ARRAHMAH.CO.ID- Santri pondok pesantren itu ampuh. Di tanah Jawa
ini, yang paling ditakuti (penjajah) Belanda adalah santri dan tarekat
(thariqah).
Ada seorang santri
yang juga penganut thariqah, namanya Abdul Hamid. Ia lahir di Dusun
Tegalrejo, Kecamatan Tegalrejo, Yogyakarta.
Mondok pertama kali di Tegalsari, Jetis, Ponorogo kepada KH. Hasan
Besari. Abdul Hamid ngaji kitab kuning kepada Kyai Taftazani Kertosuro.
Ngaji Tafsir Jalalain kepada KH. Baidlowi Bagelen yang dikebumikan di
Glodegan, Bantul, Jogjakarta. Terakhir Abdul Hamid ngaji ilmu hikmah
kepada KH. Nur Muhammad Ngadiwongso, Salaman, Magelang.
Di daerah
eks-Karesidenan Kedu (Temanggung, Magelang, Wonosobo, Purworejo,
Kebumen), nama KH. Nur Muhammad yang masyhur ada dua, yang satu KH. Nur
Muhammad Ngadiwongso, Salaman, Magelang dan satunya lagi KH. Nur
Muhammad Alang-alang Ombo, Pituruh, yang banyak menurunkan kyai di
Purworejo.
Abdul Hamid sangat berani dalam berperang melawan penjajah Belanda selama 5 tahun, 1825-1830 M.
Abdul Hamid wafat dan dikebumikan di Makassar, dekat Pantai Losari.
Abdul Hamid adalah putra Sultan Hamengkubuwono III dari istri Pacitan, Jawa Timur.
Abdul Hamid patungnya memakai jubah dipasang di Alun-alun kota
Magelang. Menjadi nama Kodam dan Universitas di Jawa Tengah. Terkenal
dengan nama Pangeran Diponegoro.
Belanda resah menghadapi perang
Diponegoro. Dalam kurun 5 tahun itu, uang kas Hindia Belanda habis,
bahkan punya banyak hutang luar negeri.
Nama aslinya Abdul
Hamid. Nama populernya Diponegoro. Adapun nama lengkapnya adalah Kyai
Haji Bendoro Raden Mas Abdul Hamid Ontowiryo Mustahar Herucokro Senopati
Ing Alogo Sayyidin Pranotogomo Amirul Mu’minin Khalifatullah Tanah Jawi
Pangeran Diponegoro Pahlawan Goa Selarong.
Maka jika Anda pergi
ke Magelang dan melihat kamar Diponegoro di eks-Karesidenan Kedu,
istilah sekarang di Bakorwil, ada 3 peningalan Diponegoro: al-Quran,
tasbeh dan Taqrib (kitab Fath al-Qarib).
Kenapa al-Quran? Diponegoro adalah seorang Muslim.

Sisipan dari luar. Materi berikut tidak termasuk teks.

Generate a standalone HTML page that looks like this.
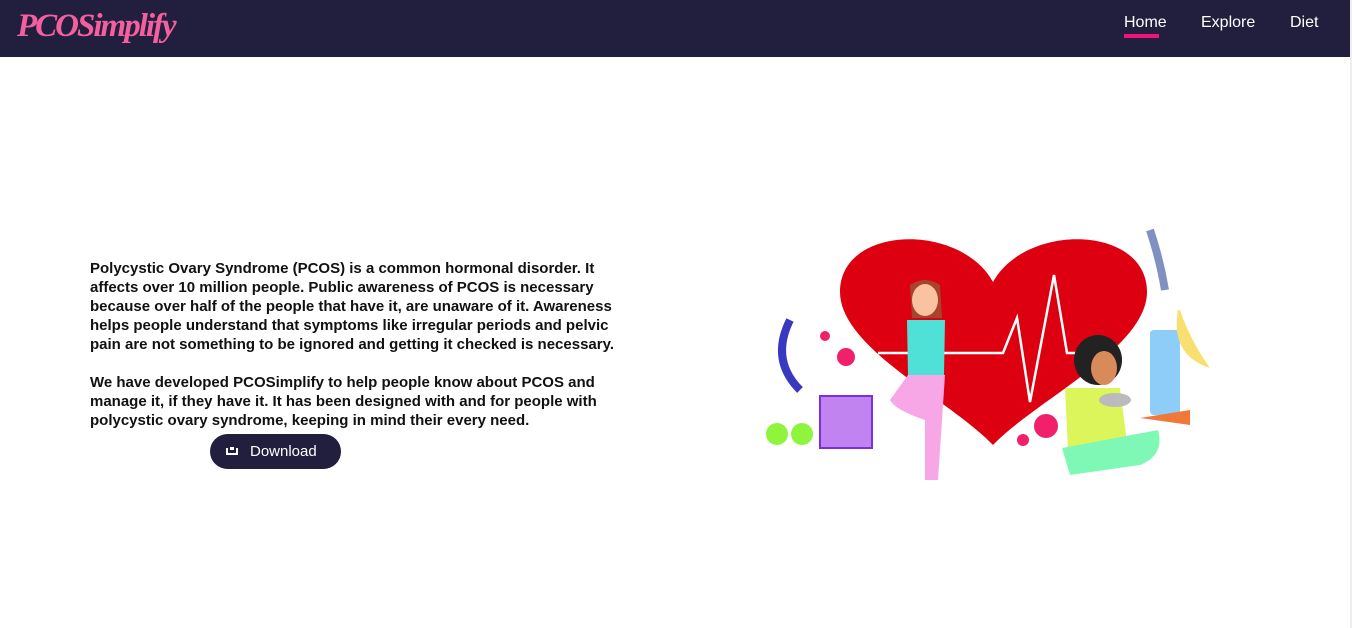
<!DOCTYPE html>
<html><head><meta charset="utf-8"><style>
*{margin:0;padding:0;box-sizing:border-box}
body{width:1352px;height:628px;background:#fff;position:relative;overflow:hidden;font-family:"Liberation Sans",sans-serif}
.nav{position:absolute;left:0;top:0;width:1350px;height:57px;background:#211f3d}
.logo{position:absolute;left:17px;top:8px;font-family:"Liberation Serif",serif;font-style:italic;font-weight:bold;font-size:33px;color:#f45fa0;letter-spacing:-2px}
.nav a{position:absolute;top:14px;color:#fff;font-size:16px;text-decoration:none;font-family:"Liberation Sans Narrow","Liberation Sans",sans-serif}
.ul{position:absolute;left:1124px;top:34px;width:35px;height:4px;background:#f0137e}
.txt{position:absolute;left:90px;top:259px;width:535px;font-weight:bold;font-size:15px;line-height:19px;color:#111}
.btn{position:absolute;left:210px;top:434px;width:131px;height:35px;border-radius:18px;background:#211f3d;color:#fff;font-size:15px;line-height:35px;padding-left:40px}
.ic{position:absolute;left:16px;top:14px;width:12px;height:7px;border:2px solid #fff;border-top:none}
.ic:after{content:"";position:absolute;left:2px;top:-1px;width:4px;height:3px;background:#fff}
.sb{position:absolute;left:1350px;top:0;width:2px;height:628px;background:#eee}
</style></head><body>
<div class="nav">
<div class="logo">PCOSimplify</div>
<a style="left:1124px">Home</a><div class="ul"></div>
<a style="left:1201px">Explore</a>
<a style="left:1290px">Diet</a>
</div>
<div class="sb"></div>
<div class="txt">Polycystic Ovary Syndrome (PCOS) is a common hormonal disorder. It affects over 10 million people. Public awareness of PCOS is necessary because over half of the people that have it, are unaware of it. Awareness helps people understand that symptoms like irregular periods and pelvic pain are not something to be ignored and getting it checked is necessary.<br><br>We have developed PCOSimplify to help people know about PCOS and manage it, if they have it. It has been designed with and for people with polycystic ovary syndrome, keeping in mind their every need.</div>
<div class="btn"><span class="ic"></span>Download</div>
<svg width="1352" height="628" style="position:absolute;left:0;top:0">
<path d="M993,282 C960,222 840,225 840,292 C840,348 950,400 993,445 C1036,400 1147,348 1147,292 C1147,225 1026,222 993,282Z" fill="#dd0010"/>
<polyline points="878,353 1003,353 1017,318 1030,402 1054,275 1067,353 1078,353" fill="none" stroke="#fff" stroke-width="2.5"/>
<path d="M910,285 Q925,275 940,285 L942,318 L912,318Z" fill="#a8432e"/>
<ellipse cx="925" cy="300" rx="13" ry="16" fill="#f9c3a2"/>
<path d="M907,320 L945,320 L944,375 L908,375Z" fill="#4fe0d8"/>
<path d="M908,375 L945,375 L938,480 L925,480 L925,420 Q895,410 890,400 Z" fill="#f7a7e6"/>
<ellipse cx="1098" cy="360" rx="24" ry="25" fill="#222"/>
<ellipse cx="1104" cy="368" rx="13" ry="17" fill="#d98a5a"/>
<path d="M1065,388 L1120,388 L1128,450 L1068,450Z" fill="#dcf55a"/>
<path d="M1062,448 L1158,430 Q1165,455 1140,465 L1070,475Z" fill="#7ff8b6"/>
<ellipse cx="1115" cy="400" rx="16" ry="7" fill="#bbb"/>
<rect x="1150" y="330" width="30" height="85" rx="4" fill="#8ecdf8"/>
<path d="M1178,310 Q1170,355 1210,368 Q1190,340 1180,310Z" fill="#f7e070"/>
<path d="M1140,418 L1190,410 L1190,425Z" fill="#f07838"/>
<rect x="820" y="396" width="52" height="52" fill="#c083f0" stroke="#7a2fe0" stroke-width="2"/>
<circle cx="777" cy="434" r="11" fill="#8ef53c"/><circle cx="802" cy="434" r="11" fill="#8ef53c"/>
<path d="M790,320 Q770,360 800,390" stroke="#3838c0" stroke-width="8" fill="none"/>
<path d="M1150,230 Q1160,260 1165,290" stroke="#8090c0" stroke-width="8" fill="none"/>
<circle cx="846" cy="357" r="9" fill="#f0206a"/><circle cx="1046" cy="426" r="12" fill="#f0206a"/>
<circle cx="825" cy="336" r="5" fill="#f0206a"/><circle cx="1023" cy="440" r="6" fill="#f0206a"/>
</svg>
</body></html>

Kenapa tasbih? Diponegoro seorang ahli dzikir, dan bahkan penganut thariqah.
Habib Luthfi bin Ali bin Yahya Pekalongan mengatakan bahwa Diponegoro seorang mursyid Thariqah Qadiriyyah.
Selanjutnya yang ketiga, Taqrib matan Abu Syuja’, yaitu kitab kuning yang dipakai di pesantren bermadzhab Syafi'i.
Jadi Pangeran Diponegoro bermadzhab Syafi’i.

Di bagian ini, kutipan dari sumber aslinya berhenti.